Information to Gather
- Police report details, including the crash date, general location, vehicle information, and the names of the drivers and passengers in generic terms.
- Any insurer correspondence already received, including letters, emails, claim numbers, or adjuster names.
- Photos of the vehicles, license plate information if available, and any exchange-of-information sheet from the scene.
- A short treatment timeline and basic injury summary, because insurers often use that information when opening or routing a bodily injury claim.
Common Coverage Disputes and Practical Next Steps
- If the number from the police report does not work: Treat it as a lead, not a final answer. A number on a report may be a claim reference, a policy reference, or simply information that does not match the insurer's internal system the way you expect.
- Give the insurer multiple identifiers: The crash date, vehicle owner, driver name, and vehicle information may help the insurer search more accurately than one number alone.
- Ask whether a claim exists and, if not, ask to open one: In many cases, the insurer can search by date of loss and insured name even when the policy number is missing or wrong.

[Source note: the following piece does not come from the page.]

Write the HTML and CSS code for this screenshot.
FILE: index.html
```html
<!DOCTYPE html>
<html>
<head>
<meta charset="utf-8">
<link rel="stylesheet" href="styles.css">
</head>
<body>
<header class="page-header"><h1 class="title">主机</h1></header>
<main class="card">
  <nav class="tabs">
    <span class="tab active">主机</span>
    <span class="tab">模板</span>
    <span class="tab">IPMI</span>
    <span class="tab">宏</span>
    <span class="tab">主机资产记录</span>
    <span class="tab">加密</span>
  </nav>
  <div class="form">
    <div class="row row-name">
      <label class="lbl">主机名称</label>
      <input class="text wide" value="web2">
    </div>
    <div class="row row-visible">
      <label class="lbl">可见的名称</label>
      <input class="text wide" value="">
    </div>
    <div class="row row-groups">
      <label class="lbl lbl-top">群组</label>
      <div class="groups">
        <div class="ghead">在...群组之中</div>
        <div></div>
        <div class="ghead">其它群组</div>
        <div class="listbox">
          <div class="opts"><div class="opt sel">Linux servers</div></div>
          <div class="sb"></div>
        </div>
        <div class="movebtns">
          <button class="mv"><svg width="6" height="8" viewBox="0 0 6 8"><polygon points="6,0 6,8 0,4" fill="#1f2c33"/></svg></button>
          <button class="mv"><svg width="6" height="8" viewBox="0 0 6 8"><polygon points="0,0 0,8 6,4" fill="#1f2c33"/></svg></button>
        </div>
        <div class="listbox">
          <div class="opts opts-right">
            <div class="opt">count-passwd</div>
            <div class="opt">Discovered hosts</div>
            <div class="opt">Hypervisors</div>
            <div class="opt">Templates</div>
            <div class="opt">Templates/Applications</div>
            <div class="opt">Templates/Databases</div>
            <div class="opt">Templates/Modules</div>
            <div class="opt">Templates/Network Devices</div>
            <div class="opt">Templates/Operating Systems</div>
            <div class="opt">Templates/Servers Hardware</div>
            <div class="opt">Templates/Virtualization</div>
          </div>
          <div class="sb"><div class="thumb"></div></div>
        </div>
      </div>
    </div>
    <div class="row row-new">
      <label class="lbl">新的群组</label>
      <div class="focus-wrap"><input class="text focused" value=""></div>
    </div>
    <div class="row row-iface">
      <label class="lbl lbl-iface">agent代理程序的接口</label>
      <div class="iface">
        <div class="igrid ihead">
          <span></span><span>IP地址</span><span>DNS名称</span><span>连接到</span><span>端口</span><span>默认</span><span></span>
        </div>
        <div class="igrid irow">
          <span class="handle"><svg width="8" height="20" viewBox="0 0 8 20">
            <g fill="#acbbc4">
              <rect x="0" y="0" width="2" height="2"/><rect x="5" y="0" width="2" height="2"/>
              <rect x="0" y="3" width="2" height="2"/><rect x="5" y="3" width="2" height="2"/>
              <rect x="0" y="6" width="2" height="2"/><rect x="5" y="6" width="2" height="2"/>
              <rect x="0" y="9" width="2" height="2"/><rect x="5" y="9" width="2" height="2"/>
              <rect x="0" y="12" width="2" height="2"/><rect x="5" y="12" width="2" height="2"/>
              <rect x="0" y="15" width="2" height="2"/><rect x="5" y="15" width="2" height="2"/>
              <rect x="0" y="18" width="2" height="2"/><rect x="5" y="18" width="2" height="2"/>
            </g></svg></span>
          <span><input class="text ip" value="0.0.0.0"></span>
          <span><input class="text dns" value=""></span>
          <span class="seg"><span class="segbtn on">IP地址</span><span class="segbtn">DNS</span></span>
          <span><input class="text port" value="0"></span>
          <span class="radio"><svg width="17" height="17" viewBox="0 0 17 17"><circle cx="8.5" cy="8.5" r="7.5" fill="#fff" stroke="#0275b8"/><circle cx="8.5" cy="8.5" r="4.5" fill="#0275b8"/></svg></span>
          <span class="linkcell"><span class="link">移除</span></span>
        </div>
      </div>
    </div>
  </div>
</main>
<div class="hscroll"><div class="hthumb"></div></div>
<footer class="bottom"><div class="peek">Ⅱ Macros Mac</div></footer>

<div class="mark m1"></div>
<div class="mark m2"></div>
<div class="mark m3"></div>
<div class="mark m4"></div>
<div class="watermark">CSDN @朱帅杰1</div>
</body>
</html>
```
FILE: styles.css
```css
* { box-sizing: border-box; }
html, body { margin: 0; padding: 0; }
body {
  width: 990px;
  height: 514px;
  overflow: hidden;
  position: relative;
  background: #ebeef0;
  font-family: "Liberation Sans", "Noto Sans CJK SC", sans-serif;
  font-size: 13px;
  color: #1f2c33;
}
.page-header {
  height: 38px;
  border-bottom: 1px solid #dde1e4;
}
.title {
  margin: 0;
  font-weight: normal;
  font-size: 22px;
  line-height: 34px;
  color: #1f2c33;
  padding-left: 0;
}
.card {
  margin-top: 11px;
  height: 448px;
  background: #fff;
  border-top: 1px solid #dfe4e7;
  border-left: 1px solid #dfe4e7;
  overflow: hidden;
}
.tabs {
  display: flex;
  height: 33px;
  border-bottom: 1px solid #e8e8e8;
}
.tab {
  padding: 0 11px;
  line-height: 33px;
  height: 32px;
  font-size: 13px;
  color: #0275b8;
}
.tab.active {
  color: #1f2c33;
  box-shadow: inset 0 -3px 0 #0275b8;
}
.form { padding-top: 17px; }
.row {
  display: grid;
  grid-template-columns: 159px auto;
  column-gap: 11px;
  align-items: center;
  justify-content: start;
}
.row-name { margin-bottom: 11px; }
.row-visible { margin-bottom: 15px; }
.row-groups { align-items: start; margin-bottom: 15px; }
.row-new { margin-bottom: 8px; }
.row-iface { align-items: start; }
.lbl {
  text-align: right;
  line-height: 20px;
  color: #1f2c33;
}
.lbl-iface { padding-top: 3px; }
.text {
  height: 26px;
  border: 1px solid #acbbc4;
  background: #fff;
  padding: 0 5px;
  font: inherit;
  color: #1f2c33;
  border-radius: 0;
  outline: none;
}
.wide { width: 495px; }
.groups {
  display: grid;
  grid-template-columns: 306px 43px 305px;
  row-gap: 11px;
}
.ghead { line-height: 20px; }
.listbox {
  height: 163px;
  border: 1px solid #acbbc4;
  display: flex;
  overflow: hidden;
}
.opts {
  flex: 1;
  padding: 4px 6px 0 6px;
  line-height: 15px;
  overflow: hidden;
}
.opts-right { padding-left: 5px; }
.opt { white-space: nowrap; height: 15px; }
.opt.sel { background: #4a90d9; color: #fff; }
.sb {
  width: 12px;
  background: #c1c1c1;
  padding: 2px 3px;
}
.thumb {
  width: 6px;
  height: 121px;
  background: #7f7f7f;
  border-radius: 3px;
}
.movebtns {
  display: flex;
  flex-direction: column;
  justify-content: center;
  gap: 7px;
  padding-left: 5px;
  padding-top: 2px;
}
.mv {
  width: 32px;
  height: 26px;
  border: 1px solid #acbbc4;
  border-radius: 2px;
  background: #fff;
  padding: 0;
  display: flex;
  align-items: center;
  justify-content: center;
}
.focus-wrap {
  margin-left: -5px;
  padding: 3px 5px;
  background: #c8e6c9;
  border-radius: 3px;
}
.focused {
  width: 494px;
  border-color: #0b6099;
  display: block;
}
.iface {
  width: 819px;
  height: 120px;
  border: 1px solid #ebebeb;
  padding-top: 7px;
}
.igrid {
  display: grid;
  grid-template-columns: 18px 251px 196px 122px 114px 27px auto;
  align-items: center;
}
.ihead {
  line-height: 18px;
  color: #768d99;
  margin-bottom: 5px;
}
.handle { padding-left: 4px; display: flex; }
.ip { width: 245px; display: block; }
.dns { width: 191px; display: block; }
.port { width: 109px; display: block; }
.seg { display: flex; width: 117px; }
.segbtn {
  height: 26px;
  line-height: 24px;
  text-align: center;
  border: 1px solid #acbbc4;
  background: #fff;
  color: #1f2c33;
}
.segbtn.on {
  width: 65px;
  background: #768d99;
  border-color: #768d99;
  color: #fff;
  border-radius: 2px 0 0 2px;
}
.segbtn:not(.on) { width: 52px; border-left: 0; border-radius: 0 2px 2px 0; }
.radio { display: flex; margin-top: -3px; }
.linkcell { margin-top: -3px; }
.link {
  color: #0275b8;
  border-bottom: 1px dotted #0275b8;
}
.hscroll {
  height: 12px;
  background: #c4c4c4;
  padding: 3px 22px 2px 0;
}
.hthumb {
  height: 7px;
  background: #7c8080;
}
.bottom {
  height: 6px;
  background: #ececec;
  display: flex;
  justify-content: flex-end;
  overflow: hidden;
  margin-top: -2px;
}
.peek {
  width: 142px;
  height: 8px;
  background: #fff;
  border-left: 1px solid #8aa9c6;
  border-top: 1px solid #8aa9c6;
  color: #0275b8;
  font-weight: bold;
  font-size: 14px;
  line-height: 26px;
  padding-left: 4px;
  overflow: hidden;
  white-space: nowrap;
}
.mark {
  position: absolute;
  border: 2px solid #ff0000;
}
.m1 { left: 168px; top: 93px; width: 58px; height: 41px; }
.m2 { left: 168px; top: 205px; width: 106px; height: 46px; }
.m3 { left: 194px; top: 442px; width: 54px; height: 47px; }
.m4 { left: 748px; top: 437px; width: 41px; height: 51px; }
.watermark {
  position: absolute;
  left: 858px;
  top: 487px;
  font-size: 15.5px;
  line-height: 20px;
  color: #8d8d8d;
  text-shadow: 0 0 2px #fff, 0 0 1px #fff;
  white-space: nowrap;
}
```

- Confirm communications in writing: If the insurer says it cannot locate the policyholder or the claim, send a short written follow-up summarizing the information you provided and what is still needed.

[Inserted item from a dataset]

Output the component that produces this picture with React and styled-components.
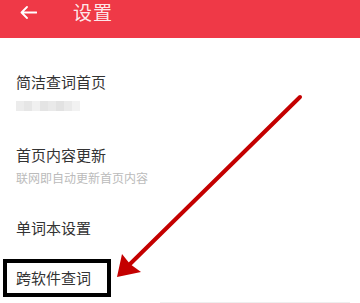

- Do not assume the police report proves coverage or fault: In North Carolina, crash reports commonly include financial responsibility information, but that information is not the same as a final coverage decision, and it is not proof of negligence by itself.
How This Applies
Apply to the facts here: Based on the facts provided, the attorney had enough information to begin investigating because there was a police report reference tied to the motor vehicle collision. The problem was not whether an injury claim could exist, but that the number believed to be a policy number appeared to be an existing claim number tied to different names, which means the insurer likely needed other identifiers to locate the correct file. In that situation, the practical next move is usually to provide the crash date, vehicle and driver information, and the police report details together, then ask the insurer either to confirm the correct claim or open a new bodily injury claim under the proper file.
What the Statutes Say (Optional)
- N.C. Gen. Stat. § 20-166.1 – North Carolina law requires law-enforcement officers investigating reportable crashes to forward crash reports to the Division of Motor Vehicles, but this section does not specifically state that crash reports generally include financial responsibility information for the vehicle identified as at fault.
- N.C. Gen. Stat. § 20-279.11 – Proof of financial responsibility required under the Motor Vehicle Safety and Financial Responsibility Act is not, by itself, evidence of negligence in a civil case.
- N.C. Gen. Stat. § 20-309 – North Carolina generally requires registered vehicles to maintain financial responsibility, which is part of why insurance information may exist even when the claim file is not yet easy to locate.
Conclusion
Yes, you may still pursue the claim even if the only starting point is the police report and the insurance details are incomplete or incorrect. The real issue is matching the loss to the right insurer file, not whether the claim automatically disappears. Your next step should be to gather every non-identifying crash detail you have and provide those details together in a written request to confirm or open the correct claim.